The liquidation was particularly costly because of a shift made years earlier. In April 2016, the fund sold a long-term, profitable position mimicking the Standard & Poor’s 500 Index, the U.S. stock market benchmark increasingly dominated by huge, fast-growing tech companies. Instead, the fund bought U.S. and non-U.S. “value” stocks, which are more reasonably priced relative to earnings and other measures. The portfolio was managed by LSV Asset Management, a Chicago firm founded by finance professors, whose website claims that its “out-of-favor (undervalued) stocks …. will produce superior future returns if their future growth exceeds the market’s low expectations.”
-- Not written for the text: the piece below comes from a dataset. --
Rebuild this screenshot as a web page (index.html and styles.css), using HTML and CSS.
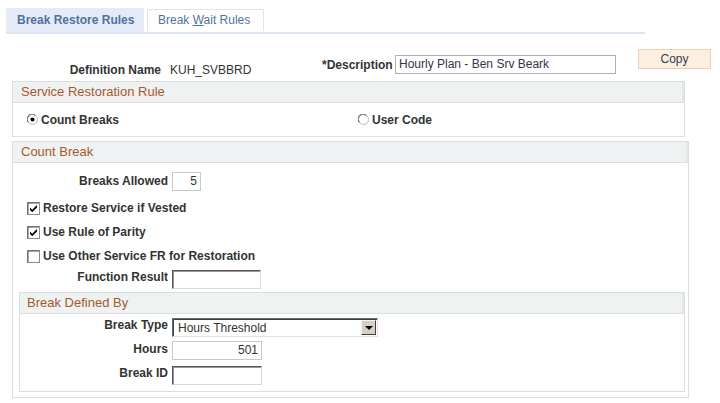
FILE: index.html
```html
<!DOCTYPE html>
<html>
<head>
<meta charset="utf-8">
<link rel="stylesheet" href="styles.css">
</head>
<body>
<div class="tabs">
  <div class="tab tab-active">Break Restore Rules</div>
  <div class="tab tab-idle">Break <u>W</u>ait Rules</div>
</div>

<div class="toprow">
  <div class="defgroup">
    <span class="deflabel">Definition Name</span>
    <span class="defvalue">KUH_SVBBRD</span>
  </div>
  <div class="descgroup">
    <span class="desclabel">*Description</span>
    <div class="field field-desc">Hourly Plan - Ben Srv Beark</div>
  </div>
  <div class="copybtn">Copy</div>
</div>

<section class="group group-service">
  <div class="group-head">Service Restoration Rule</div>
  <div class="radio-row">
    <div class="radio-item radio-first">
      <svg class="radio" width="11" height="11" viewBox="0 0 11 11">
        <circle cx="5.5" cy="5.5" r="5" fill="#fff" stroke="#b8b8b8"/>
        <path d="M1.6 8.2 A4.3 4.3 0 0 1 8.2 1.6" fill="none" stroke="#707070" stroke-width="1.1"/>
        <circle cx="5.5" cy="5.5" r="2" fill="#000"/>
      </svg>
      <span class="radio-text">Count Breaks</span>
    </div>
    <div class="radio-item">
      <svg class="radio" width="11" height="11" viewBox="0 0 11 11">
        <circle cx="5.5" cy="5.5" r="5" fill="#fff" stroke="#b8b8b8"/>
        <path d="M1.6 8.2 A4.3 4.3 0 0 1 8.2 1.6" fill="none" stroke="#707070" stroke-width="1.1"/>
      </svg>
      <span class="radio-text">User Code</span>
    </div>
  </div>
</section>

<section class="group group-count">
  <div class="group-head">Count Break</div>
  <div class="count-body">
    <div class="frow frow-breaks">
      <span class="flabel flabel-count flabel-off2">Breaks Allowed</span>
      <div class="field field-light field-num field-w29">5</div>
    </div>

    <div class="checks">
      <div class="check-row">
        <svg class="cbox" width="13" height="13" viewBox="0 0 13 13">
          <rect x="0.5" y="0.5" width="12" height="12" fill="#fff" stroke="#8a8a8a"/>
          <path d="M1 1 H12 M1 1 V12" stroke="#555" stroke-width="1"/>
          <path d="M3 5.5 L5.2 7.8 L10 3 L10 5.4 L5.2 10.2 L3 8 Z" fill="#000"/>
        </svg>
        <span class="check-text">Restore Service if Vested</span>
      </div>
      <div class="check-row">
        <svg class="cbox" width="13" height="13" viewBox="0 0 13 13">
          <rect x="0.5" y="0.5" width="12" height="12" fill="#fff" stroke="#8a8a8a"/>
          <path d="M1 1 H12 M1 1 V12" stroke="#555" stroke-width="1"/>
          <path d="M3 5.5 L5.2 7.8 L10 3 L10 5.4 L5.2 10.2 L3 8 Z" fill="#000"/>
        </svg>
        <span class="check-text">Use Rule of Parity</span>
      </div>
      <div class="check-row">
        <svg class="cbox" width="13" height="13" viewBox="0 0 13 13">
          <rect x="0.5" y="0.5" width="12" height="12" fill="#fff" stroke="#8a8a8a"/>
          <path d="M1 1 H12 M1 1 V12" stroke="#555" stroke-width="1"/>
        </svg>
        <span class="check-text">Use Other Service FR for Restoration</span>
      </div>
    </div>

    <div class="frow frow-func">
      <span class="flabel flabel-count">Function Result</span>
      <div class="field field-inset field-w89"></div>
    </div>

    <section class="group group-sub">
      <div class="group-head group-head-sub">Break Defined By</div>
      <div class="sub-body">
        <div class="frow">
          <span class="flabel flabel-sub">Break Type</span>
          <div class="select">
            <span class="select-text">Hours Threshold</span>
            <span class="select-btn"><span class="select-arrow"></span></span>
          </div>
        </div>
        <div class="frow frow-hours">
          <span class="flabel flabel-sub flabel-off1">Hours</span>
          <div class="field field-light field-num field-w90">501</div>
        </div>
        <div class="frow frow-id">
          <span class="flabel flabel-sub">Break ID</span>
          <div class="field field-inset field-w90"></div>
        </div>
      </div>
    </section>
  </div>
</section>
</body>
</html>
```

FILE: styles.css
```css
* { box-sizing: border-box; }

body {
  margin: 0;
  font-family: "Liberation Sans", Arial, sans-serif;
  font-size: 12px;
  color: #333;
  background: #fff;
}

/* Tabs */
.tabs {
  margin: 8px 0 0 6px;
  width: 639px;
  height: 26px;
  display: flex;
  align-items: flex-end;
  border-bottom: 2px solid #dbe5f1;
}
.tab {
  color: #50729f;
  white-space: nowrap;
}
.tab-active {
  width: 138px;
  height: 24px;
  line-height: 24px;
  padding-left: 11px;
  background: #e4ebf6;
  font-weight: bold;
}
.tab-idle {
  margin-left: 3px;
  margin-bottom: 1px;
  width: 117px;
  height: 22px;
  line-height: 20px;
  padding-left: 10px;
  border: 1px solid #dfe5ec;
  border-bottom: none;
  background: #fff;
}
.tab-idle u { text-decoration-thickness: 1px; }

/* Top row */
.toprow {
  margin-top: 15px;
  height: 32px;
  display: flex;
  align-items: flex-start;
}
.defgroup {
  width: 322px;
  margin-top: 14px;
  display: flex;
  line-height: 14px;
}
.deflabel {
  width: 161px;
  text-align: right;
  font-weight: bold;
}
.defvalue {
  margin-left: 9px;
}
.descgroup {
  width: 316px;
  margin-top: 6px;
  display: flex;
  align-items: center;
}
.desclabel {
  font-weight: bold;
  width: 73px;
}
.field {
  height: 19px;
  line-height: 17px;
  padding: 0 3px;
  background: #fff;
  color: #333;
  white-space: nowrap;
  overflow: hidden;
}
.field-desc {
  width: 221px;
  border: 1px solid #b0b0b0;
  color: #33334d;
}
.copybtn {
  width: 73px;
  height: 20px;
  line-height: 18px;
  text-align: center;
  background: #fbefe2;
  border: 1px solid #f0cfae;
  color: #3a3a55;
}

/* Group boxes */
.group {
  border: 1px solid #dedede;
  background: #fff;
}
.group-service {
  margin-left: 12px;
  width: 673px;
}
.group-count {
  margin-left: 12px;
  margin-top: 4px;
  width: 677px;
}
.group-head {
  height: 21px;
  line-height: 20px;
  padding-left: 8px;
  background: #eef2f3;
  border-bottom: 1px solid #dedede;
  border-right: 2px solid #e4e6e6;
  color: #a9582a;
  font-size: 13px;
}
.group-head-sub {
  padding-left: 7px;
}

/* Radios */
.radio-row {
  height: 33px;
  display: flex;
  align-items: center;
  padding-left: 14px;
  font-weight: bold;
}
.radio-item {
  display: flex;
  align-items: center;
}
.radio-first {
  width: 331px;
}
.radio { display: block; }
.radio-text { margin-left: 3px; }

/* Count break */
.count-body {
  padding: 9px 0 5px 0;
}
.frow {
  display: flex;
  align-items: flex-start;
}
.flabel {
  font-weight: bold;
  text-align: right;
  line-height: 14px;
  white-space: nowrap;
}
.flabel-count {
  width: 155px;
  margin-right: 4px;
}
.flabel-sub {
  width: 148px;
  margin-right: 4px;
}
.flabel-off2 { padding-top: 2px; }
.flabel-off1 { padding-top: 1px; }

.field-light {
  border: 1px solid #c8c8c8;
}
.field-num {
  text-align: right;
}
.field-inset {
  border: 1px solid;
  border-color: #555 #d8d8d8 #d8d8d8 #555;
  box-shadow: inset 1px 1px 0 #9a9a9a;
}
.field-w29 { width: 29px; }
.field-w89 { width: 89px; }
.field-w90 { width: 90px; }

.checks {
  margin-top: 5px;
  padding-left: 14px;
  font-weight: bold;
}
.check-row {
  height: 24px;
  display: flex;
  align-items: center;
}
.cbox { display: block; }
.check-text { margin-left: 3px; }

.frow-func { margin-top: 2px; }

/* Sub group */
.group-sub {
  margin: 3px 0 0 6px;
  width: 666px;
}
.sub-body {
  padding: 4px 0 6px 0;
}
.frow-hours { margin-top: 4px; }
.frow-id { margin-top: 6px; }

.select {
  width: 206px;
  height: 19px;
  display: flex;
  align-items: stretch;
  border: 1px solid;
  border-color: #6a6a6a #e0e0e0 #e0e0e0 #6a6a6a;
  box-shadow: inset 1px 1px 0 #404040;
  background: #fff;
  padding: 1px 1px 0 1px;
}
.select-text {
  flex: 1;
  line-height: 16px;
  padding-left: 4px;
  color: #333;
}
.select-btn {
  width: 15px;
  margin-bottom: 1px;
  background: #d4d0c8;
  border: 1px solid;
  border-color: #f4f4f4 #404040 #404040 #f4f4f4;
  display: flex;
  align-items: center;
  justify-content: center;
}
.select-arrow {
  width: 0;
  height: 0;
  border-left: 4px solid transparent;
  border-right: 4px solid transparent;
  border-top: 4px solid #000;
  margin-top: 1px;
}
```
The trade paid off initially. But in five and a half years, the S&P 500 more than doubled while value stocks generally underperformed. The LSV-picked stocks were up only modestly by the time they were sold in 2020. Adding insult to injury, once the health fund shed its shares, value stocks rose more than the broad market in last year’s fourth quarter. (As of May 2020, the fund also held a Pimco all-asset product valued at $21 million, about a third of which is in stocks. The fund declined to say whether it was sold.)
In recent years, the fund phased out its plain-vanilla corporate and government bonds, which became less attractive as yields tumbled. Instead, like other pension and health funds, it bought stakes in partnerships and companies that own a range of assets, such as real estate and bonds of all kinds, including bonds backed by mortgages. Some of the new investments impose restrictions on what can be sold and when. The health fund’s spokesman said the redemption restrictions didn’t weigh on its decision to divest its stocks.
Actors and stage managers I spoke to weren’t aware of the stock sale. Several noted the fragility of the fund. Equity negotiators have an opportunity to put it on firmer financial footing when they negotiate a new Broadway production contract next year.
Substantially increasing employer contributions into the health fund may be a tough sell. But it would help the fund ease eligibility and rely less on investment income.